Do captions help YouTube videos rank better?

Yes. Closed captions can help videos rank better because they give YouTube and Google more text to read and index.

That extra text helps search engines understand what the video is about. And when the captions are accurate, that understanding gets a lot better.

Manually corrected captions usually work better than auto-generated captions. Auto captions often miss words, names, and context. Those errors can make it harder for search engines to interpret the video correctly.

There’s also a second upside: better captions improve accessibility and can help people stay with the video longer. If viewers watch for more time, that sends a positive signal about the video’s value.

Should I fix auto captions or upload an SRT file?

Upload a corrected SRT file if you want the best results.

YouTube puts more trust in caption files uploaded by the creator. Auto-generated captions sit in a lower-trust bucket, and they often come with a 5%–15% error rate.

That gap matters a lot for professional videos, product demos, and technical content. One wrong product name or misheard term can throw off the meaning fast.

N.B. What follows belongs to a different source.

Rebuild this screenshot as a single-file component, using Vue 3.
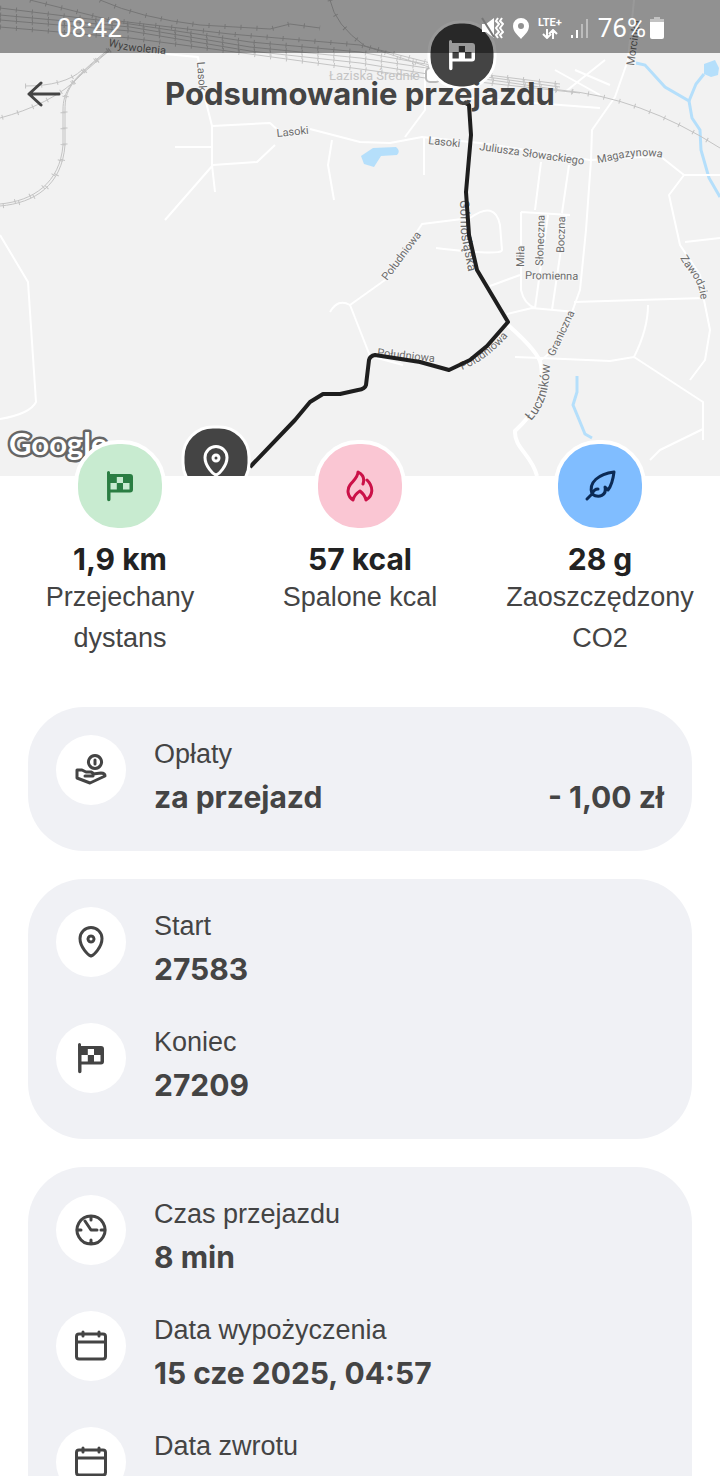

If your video already has auto-captions, here’s the simple fix:

  • Download the captions from YouTube Studio
  • Correct errors, especially proper nouns, brand names, and technical terms
  • Re-upload the cleaned file as the primary track

It’s a small step, but it gives YouTube a cleaner version of what your video actually says.

What caption mistakes hurt SEO the most?

The biggest mistake is relying ONLY on YouTube’s auto-captions.

Auto-generated captions often get things wrong. And when that happens, YouTube may index the wrong text and miss key keyword signals.

Common issues include:

  • Misspelled proper nouns, brand names, product features, and technical terms
  • Weak punctuation
  • Poor sentence structure
  • Bad timing
  • Awkward line breaks

That mix makes captions harder to read, easier to misunderstand, and more likely to frustrate viewers. In plain English, messy captions can confuse people and hurt watch time.